During the course, I learned many new and exciting meditation techniques that I had heard about but never explored until now. It has opened so many new doorways for me. It is interesting to note that many of the techniques use the breath but often have different focus points.
So what is Meditation? This was a question that was asked during a class, some responses that we collectively came up with were:
Being – it’s a state of being
Connecting – to ourselves and others. Showing love and kindness to ourselves and others
Letting go – not to strive, observe a thought but not attach to it, acknowledge it
Focus – focus on the breath or an object
Accepting – what is happening right now at this moment? E.g. I feel tension in my left shoulder, I’m feeling happy, sad, anxious, etc.
Meditation is usually done in a seated or lying down position unless we are doing a movement-based practice.
The most important thing is to observe what is happening during your meditation, not judging it and accepting it for what it is. Do we always have a calm mind when meditating? Sometimes, but not always. Remember, this is not the most important thing.
During the learnings of different meditation techniques, I found that some would really resonate with me and I would come out of my meditation thinking ‘wow, that was really awesome feeling’, all warm and fuzzy… then we would discuss each other’s experiences and the interesting thing was how we all experienced different techniques differently. What I thought was amazing, would be a challenging experience for someone else or vice versa.
So, if you have tried meditation once or twice and decided it was not for you I would highly recommend to go out and try different methods and I am pretty sure you will find something just for you.
Here are a few different meditation styles you might like to explore.
Mindful meditation – The practice of mindfulness can be defined as paying attention, on purpose, to the present moment experience. The mindfulness-based practices derive from Buddhist meditation, where we combine concentration, calming the mind with being open to the direct experience. For example, doing a body scan, focusing on our breath (counting), bringing our awareness to thoughts, sensations in the body, sounds.
Sound Meditation – using singing bowls and other vibrational tunes to tap into a deeper frequency of your being.
MBSR – Mindfulness-Based Stress Reduction (Jon Kabat-Zinn)
Mindful movement – Repetitive movement that is done connective with the breath to keep you focused and in tune with the body.
Yoga – Doing movements that are connected with mind, body and breath. Yoga includes yoga postures (asanas) breathing techniques (pranayamas) and meditations.
Tai chi – Is a set of movements, which can become a powerful moving meditation. The Taoist practised tai chi for not only martial arts but also as a meditation art form.
Dance – Dance in a meditation, forget the dancer, the centre of the ego: become the dance. Dance so deeply that you forget completely “you” are dancing and feel that you become the dance, this would be your meditation.

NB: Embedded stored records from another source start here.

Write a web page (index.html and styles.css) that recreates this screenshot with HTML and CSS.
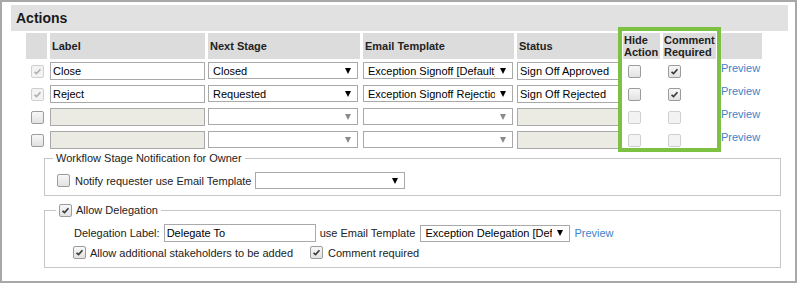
FILE: index.html
```html
<!DOCTYPE html>
<html lang="en">

<head>
    <meta charset="UTF-8">
    <meta name="viewport" content="width=device-width, initial-scale=1.0">
    <title>Actions</title>
    <link rel="stylesheet" href="styles.css">
</head>

<body>

    <div class="panel">
        <div class="title">Actions</div>

        <table class="actions">
            <colgroup>
                <col class="c-check">
                <col class="c-label">
                <col class="c-stage">
                <col class="c-email">
                <col class="c-status">
                <col class="c-hide">
                <col class="c-comment">
                <col class="c-preview">
            </colgroup>
            <tr>
                <th></th>
                <th>Label</th>
                <th>Next Stage</th>
                <th>Email Template</th>
                <th>Status</th>
                <th class="two-line">Hide<br>Action</th>
                <th class="two-line">Comment<br>Required</th>
                <th></th>
            </tr>
            <tr>
                <td><span class="cb dim checked"><svg viewBox="0 0 13 13"><path d="M3 6.8 L5.4 9 L10 3.8"/></svg></span></td>
                <td><div class="field">Close</div></td>
                <td><div class="select"><span class="val">Closed</span><span class="arrow"></span></div></td>
                <td><div class="select"><span class="val">Exception Signoff [Default]</span><span class="arrow"></span></div></td>
                <td><div class="field">Sign Off Approved</div></td>
                <td><span class="cb"></span></td>
                <td><span class="cb checked"><svg viewBox="0 0 13 13"><path d="M3 6.8 L5.4 9 L10 3.8"/></svg></span></td>
                <td><a class="link" href="#">Preview</a></td>
            </tr>
            <tr>
                <td><span class="cb dim checked"><svg viewBox="0 0 13 13"><path d="M3 6.8 L5.4 9 L10 3.8"/></svg></span></td>
                <td><div class="field">Reject</div></td>
                <td><div class="select"><span class="val">Requested</span><span class="arrow"></span></div></td>
                <td><div class="select"><span class="val">Exception Signoff Rejection</span><span class="arrow"></span></div></td>
                <td><div class="field">Sign Off Rejected</div></td>
                <td><span class="cb"></span></td>
                <td><span class="cb checked"><svg viewBox="0 0 13 13"><path d="M3 6.8 L5.4 9 L10 3.8"/></svg></span></td>
                <td><a class="link" href="#">Preview</a></td>
            </tr>
            <tr>
                <td><span class="cb"></span></td>
                <td><div class="field off"></div></td>
                <td><div class="select"><span class="val"></span><span class="arrow grey"></span></div></td>
                <td><div class="select"><span class="val"></span><span class="arrow grey"></span></div></td>
                <td><div class="field off"></div></td>
                <td><span class="cb dim"></span></td>
                <td><span class="cb dim"></span></td>
                <td><a class="link" href="#">Preview</a></td>
            </tr>
            <tr>
                <td><span class="cb"></span></td>
                <td><div class="field off"></div></td>
                <td><div class="select"><span class="val"></span><span class="arrow grey"></span></div></td>
                <td><div class="select"><span class="val"></span><span class="arrow grey"></span></div></td>
                <td><div class="field off"></div></td>
                <td><span class="cb dim"></span></td>
                <td><span class="cb dim"></span></td>
                <td><a class="link" href="#">Preview</a></td>
            </tr>
        </table>

        <div class="highlight"></div>

        <fieldset class="box notify">
            <legend>Workflow Stage Notification for Owner</legend>
            <div class="line notify-line">
                <span class="cb"></span>
                <span>Notify requester use Email Template</span>
                <div class="select wide"><span class="val"></span><span class="arrow"></span></div>
            </div>
        </fieldset>

        <fieldset class="box deleg">
            <legend><span class="cb checked"><svg viewBox="0 0 13 13"><path d="M3 6.8 L5.4 9 L10 3.8"/></svg></span>Allow Delegation</legend>
            <div class="line deleg-line">
                <span>Delegation Label:</span>
                <div class="field deleg-input">Delegate To</div>
                <span>use Email Template</span>
                <div class="select wide"><span class="val">Exception Delegation [Default]</span><span class="arrow"></span></div>
                <a class="link" href="#">Preview</a>
            </div>
            <div class="line opts-line">
                <span class="cb checked"><svg viewBox="0 0 13 13"><path d="M3 6.8 L5.4 9 L10 3.8"/></svg></span>
                <span class="opt">Allow additional stakeholders to be added</span>
                <span class="cb checked"><svg viewBox="0 0 13 13"><path d="M3 6.8 L5.4 9 L10 3.8"/></svg></span>
                <span>Comment required</span>
            </div>
        </fieldset>
    </div>

</body>

</html>
```

FILE: styles.css
```css
body {
    margin: 0;
    background-color: #fff;
    font-family: "Liberation Sans", Arial, sans-serif;
    font-size: 11px;
    color: #222;
}

.panel {
    position: relative;
    height: 283px;
    box-sizing: border-box;
    border: 2px solid #a8a8a8;
    padding-top: 3px;
}

.title {
    margin: 0 7px 0 9px;
    height: 26px;
    line-height: 26px;
    padding-left: 5px;
    background-color: #e1e1e1;
    font-size: 14px;
    font-weight: bold;
    color: #1a1a1a;
}

/* table of actions */

.actions {
    table-layout: fixed;
    border-collapse: separate;
    border-spacing: 3px 0;
    margin: 2px 0 0 21px;
}

.c-check { width: 21px; }
.c-label { width: 155px; }
.c-stage { width: 152px; }
.c-email { width: 151px; }
.c-status { width: 103px; }
.c-hide { width: 37px; }
.c-comment { width: 53px; }
.c-preview { width: 43px; }

.actions th {
    height: 26px;
    padding: 0 2px;
    background-color: #dcdcdc;
    text-align: left;
    font-weight: bold;
    line-height: 12px;
    color: #222;
}

.actions th.two-line {
    padding-left: 1px;
    padding-right: 0;
}

.actions td {
    height: 23px;
    padding: 3px 0 0 0;
    box-sizing: border-box;
    vertical-align: top;
    white-space: nowrap;
}

.actions td .link {
    display: inline-block;
    margin: -1px 0 0 2px;
}

.actions td .cb {
    margin: 3px 0 0 5px;
}

/* form controls */

.field {
    height: 18px;
    box-sizing: border-box;
    border: 1px solid #a9a9a9;
    padding: 0 2px;
    line-height: 16px;
    background-color: #fff;
    color: #000;
    white-space: nowrap;
    overflow: hidden;
}

.field.off {
    background-color: #ebebe4;
}

.select {
    display: flex;
    align-items: center;
    width: 150px;
    height: 17px;
    box-sizing: border-box;
    border: 1px solid #a9a9a9;
    background-color: #fff;
    color: #000;
}

.select .val {
    flex: 1;
    padding-left: 4px;
    white-space: nowrap;
    overflow: hidden;
}

.arrow {
    flex: none;
    width: 0;
    height: 0;
    margin: 0 6px 0 5px;
    border-left: 3px solid transparent;
    border-right: 3px solid transparent;
    border-top: 6px solid #000;
}

.arrow.grey {
    border-top-color: #8a8a8a;
}

.cb {
    display: inline-block;
    width: 13px;
    height: 13px;
    box-sizing: border-box;
    border: 1px solid #9c9c9c;
    border-radius: 2px;
    background: linear-gradient(#f7f7f7, #e2e2e2);
    vertical-align: top;
}

.cb svg {
    display: block;
    width: 11px;
    height: 11px;
    fill: none;
    stroke: #3c3c3c;
    stroke-width: 2;
}

.cb.dim {
    border-color: #cfcfcf;
    background: #f3f3f3;
}

.cb.dim svg {
    stroke: #b0b0b0;
}

.link {
    color: #3d83c8;
    text-decoration: none;
}

.highlight {
    position: absolute;
    left: 616px;
    top: 25px;
    width: 103px;
    height: 125px;
    box-sizing: border-box;
    border: 4px solid #7cc142;
}

/* fieldsets under the table */

.box {
    margin: 1px 14px 0 42px;
    padding: 0 0 0 8px;
    border: 1px solid #c6c6c6;
}

.box legend {
    padding: 0 3px;
    line-height: 13px;
}

.line {
    display: flex;
    align-items: center;
}

.notify {
    padding-bottom: 6px;
}

.notify-line {
    margin-top: 7px;
    padding-left: 4px;
    gap: 5px;
}

.notify-line .select {
    margin-left: -2px;
}

.deleg {
    margin-top: 8px;
    padding-bottom: 8px;
}

.deleg legend {
    margin-left: 3px;
    display: flex;
    align-items: center;
}

.deleg legend .cb {
    margin-right: 4px;
}

.deleg-line {
    margin-top: 7px;
    padding-left: 21px;
    gap: 4px;
}

.deleg-input {
    width: 152px;
}

.deleg-line .select {
    margin-left: 1px;
}

.opts-line {
    margin-top: 4px;
    padding-left: 20px;
}

.opts-line .opt {
    margin: 0 17px 0 4px;
}

.opts-line .cb + span:last-child {
    margin-left: 5px;
}
```
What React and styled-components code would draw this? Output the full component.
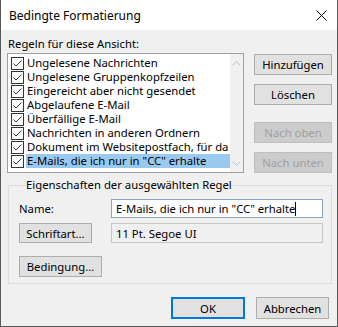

Walking meditation – Is a meditation practised while walking mindfully being aware of each step not really going anywhere just going for a stroll. It’s the going that is important, not the arriving. Not being in a hurry just enjoying the process of slowing down.
Mantra Meditation – A mantra is a sacred sound or syllable usually in Sanskrit, we repeat this mantra word or phase in order to create a meditative state. One of the most well-known mantra’s is Om Mani Padme Hum.
Trataka Meditation – Is when you focus/stare at a single point like a small object, what is often used is a candle flame. This meditation is usually done early morning or late in the evening, it is a good pre-meditation as it can develop deep focus and concentration.
Vedic Meditation – Is the oldest kind of meditation techniques coming from India where a special Mantra is given to you by your teacher.
Compassion and Heart-based practice:
With these practices, compassion and heartfulness are central to the meditation.
Mindful Self-Compassion meditation – Is a course designed to cultivate the skill of self-compassion. Compassion is at the heart of mindfulness, it provides kindness and understanding toward what’s difficult in our experience and what we find difficult in our experience with others.
R.A.I.N meditation – Is a four-step process usually used in difficult times. The four steps are:
R – Recognize what is happening
A – Accepting as it is
I –Investigate inner experience
These are many different types of meditations that out there for you to explore. Try and keep an open mind with these different techniques, some will resonate with you some may not. All you have to do is observe these emotions and feelings, being non-judgemental towards yourself. Have fun meditating in 2018.